November 27, 2013

"Velkommen" from a Norwegian congregation to Togolese immigrants

For many of the political refugees from the Togolese Republic, or Togo, who resettled in the Minneapolis area in recent years, participating in worship has not always been easy. Language and cultural barriers abounded. But the members of Lutheran Church of Christ the Redeemer in southwestern Minneapolis—founded as a Norwegian congregation and now an increasingly diverse group—saw to it that the Togolese would feel at home.

“When I arrived at Christ the Redeemer 10 years ago,” recalls the Rev. Mary Albing, “I invited these worshipers to become members of our congregation.” But becoming members would not change the fact that many of these immigrants from the West African country of Togo did not speak English. Albing was determined to reach out with a sincere welcome, so she introduced French—Togo’s official language— into worship and educational classes. Before long, the once wholly Scandinavian and German congregation was enjoying diverse music, too, with influences not only from Togo, but also from Spain, Cambodia and other cultures.

These Togolese faithful, many originally Roman Catholic, had fled their home country following years of violence and human rights violations stemming from unethical election practices and political disruptions. As many as 40,000 Togolese fled to neighboring countries, Europe and the United States. The Minneapolis area in particular has become a special home to people displaced from Togo and other African countries. Clearly, this small group of Togolese took great comfort in having found such a welcoming congregation in Lutheran Church of Christ the Redeemer.

LCCR’s welcome extends beyond church. Since 1997, LCCR has been renting its affordable housing units to Togolese families. Recently, the congregation focused its attention on refurbishing its low-income rental property, which was in serious need of repairs and upgrades.

Lutheran Church of Christ the Redeemer turned to the Mission Investment Fund for a loan for the repairs. “I promote the value of the larger church,” Albing says. “I didn’t want to go through an outside institution if I could work within the church. We like investing in the church, and we like that MIF reinvests in the church as well.”

Over time, the congregation has taken out several MIF loans to continue improving its rental units that currently house two Togolese families. With the help of MIF loans, the apartments now have improved windows, freshly painted walls, a new parking area and a beautified backyard. “We’ve done chunks of work at a time,” Albing says, “so we can keep our loans manageable.”

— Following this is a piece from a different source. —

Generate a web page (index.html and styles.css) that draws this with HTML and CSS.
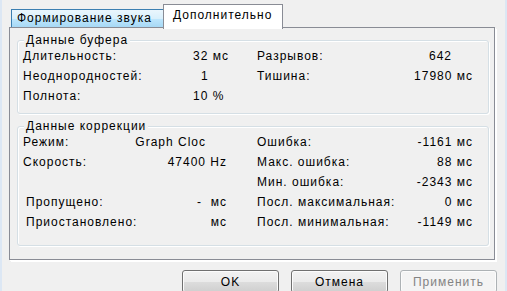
FILE: index.html
```html
<!DOCTYPE html>
<html lang="ru">
<head>
<meta charset="utf-8">
<link rel="stylesheet" href="styles.css">
</head>
<body>
<div class="dialog">
  <div class="tabs">
    <div class="tab tab-hot">Формирование звука</div>
    <div class="tab tab-active">Дополнительно</div>
  </div>
  <div class="panel">
    <div class="group group-buffer">
      <div class="group-title">Данные буфера</div>
      <div class="row">
        <div class="kv"><span>Длительность:</span><span class="val-left">32 мс</span></div>
        <div class="kv"><span>Разрывов:</span><span class="v642">642</span></div>
      </div>
      <div class="row">
        <div class="kv"><span>Неоднородностей:</span><span class="val-left one">1</span></div>
        <div class="kv"><span>Тишина:</span><span>17980 мс</span></div>
      </div>
      <div class="row">
        <div class="kv"><span>Полнота:</span><span class="val-left">10 %</span></div>
        <div class="kv"></div>
      </div>
    </div>
    <div class="group group-corr">
      <div class="group-title">Данные коррекции</div>
      <div class="row">
        <div class="kv"><span>Режим:</span><span class="mode">Graph Cloc</span></div>
        <div class="kv"><span>Ошибка:</span><span>-1161 мс</span></div>
      </div>
      <div class="row">
        <div class="kv"><span>Скорость:</span><span>47400 Hz</span></div>
        <div class="kv"><span>Макс. ошибка:</span><span>88 мс</span></div>
      </div>
      <div class="row">
        <div class="kv"></div>
        <div class="kv"><span>Мин. ошибка:</span><span>-2343 мс</span></div>
      </div>
      <div class="row">
        <div class="kv indent"><span>Пропущено:</span><span class="pre">-  мс</span></div>
        <div class="kv"><span>Посл. максимальная:</span><span>0 мс</span></div>
      </div>
      <div class="row">
        <div class="kv indent"><span>Приостановлено:</span><span>мс</span></div>
        <div class="kv"><span>Посл. минимальная:</span><span>-1149 мс</span></div>
      </div>
    </div>
  </div>
  <div class="buttons">
    <button class="btn">OK</button>
    <button class="btn">Отмена</button>
    <button class="btn btn-disabled">Применить</button>
  </div>
</div>
</body>
</html>
```

FILE: styles.css
```css
html, body {
  margin: 0;
  padding: 0;
  background: #f0f0f0;
}
body {
  font-family: "Liberation Sans", Arial, sans-serif;
  font-size: 12px;
  letter-spacing: 1px;
  color: #000;
}
.dialog {
  box-sizing: border-box;
  width: 507px;
  height: 291px;
  overflow: hidden;
  background: #f0f0f0;
  border-left: 2px solid #dce7f4;
  border-right: 2px solid #dce7f4;
}
.tabs {
  display: flex;
  align-items: flex-start;
  height: 27px;
  padding-left: 9px;
  position: relative;
  z-index: 2;
}
.tab {
  box-sizing: border-box;
  white-space: nowrap;
}
.tab-hot {
  margin-top: 9px;
  width: 154px;
  height: 18px;
  line-height: 17px;
  padding-left: 5px;
  border: 1px solid #3c7fb1;
  border-bottom: none;
  background: linear-gradient(#eaf6fd, #d9f0fc 50%, #bee6fd 51%, #a7d9f5);
}
.tab-active {
  margin-top: 4px;
  margin-left: -2px;
  width: 120px;
  height: 25px;
  line-height: 20px;
  padding-left: 9px;
  border: 1px solid #898c95;
  border-bottom: none;
  background: #fff;
}
.panel {
  box-sizing: border-box;
  margin-left: 7px;
  width: 486px;
  height: 233px;
  border: 1px solid #898c95;
  background: #f0f0f0;
  box-shadow: 1px 1px 0 #fff, 2px 2px 0 #fff;
  padding: 12px 5px 0 7px;
  position: relative;
  z-index: 1;
}
.group {
  position: relative;
  box-sizing: border-box;
  border: 1px solid #d5dfe5;
  border-radius: 3px;
  box-shadow: inset 1px 1px 0 #fff, 1px 1px 0 #fff;
  padding: 5px 0 0 5px;
}
.group-buffer {
  height: 74px;
}
.group-corr {
  margin-top: 12px;
  height: 120px;
}
.group-title {
  position: absolute;
  top: -8px;
  left: 6px;
  padding: 0 2px 0 2px;
  line-height: 15px;
  background: #f0f0f0;
}
.row {
  display: grid;
  grid-template-columns: 204px 216px;
  column-gap: 30px;
  height: 20px;
  line-height: 20px;
}
.kv {
  display: flex;
  justify-content: space-between;
  white-space: nowrap;
}
.val-left {
  width: 34px;
  text-align: left;
}
.one {
  padding-left: 8px;
  box-sizing: border-box;
}
.v642 {
  margin-right: 21px;
}
.mode {
  margin-right: 21px;
}
.indent {
  padding-left: 3px;
}
.pre {
  white-space: pre;
}
.buttons {
  display: flex;
  justify-content: flex-end;
  gap: 12px;
  margin-top: 10px;
  padding-right: 8px;
}
.btn {
  box-sizing: border-box;
  width: 97px;
  height: 23px;
  border: 1px solid #707070;
  border-radius: 3px;
  background: linear-gradient(#f2f2f2, #ebebeb 50%, #dddddd 51%, #cfcfcf);
  box-shadow: inset 0 0 0 1px #fcfcfc;
  font-family: inherit;
  font-size: 12px;
  letter-spacing: 1px;
  color: #000;
  padding: 0;
}
.btn-disabled {
  border-color: #adb2b5;
  background: #f4f4f4;
  color: #838383;
}
```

And while it was important for the congregation to work with MIF, the congregation’s financial team did its research before finalizing the loans. What the team found reinforced its allegiance to MIF. Says Albing: “We are watchful of our funds, and we appreciate MIF’s competitive rates and thoughtful underwriting. Outside institutions don’t understand how a church functions. MIF does understand us and offers service that other institutions can’t provide. If we ever need another loan, we’ll borrow from MIF again.”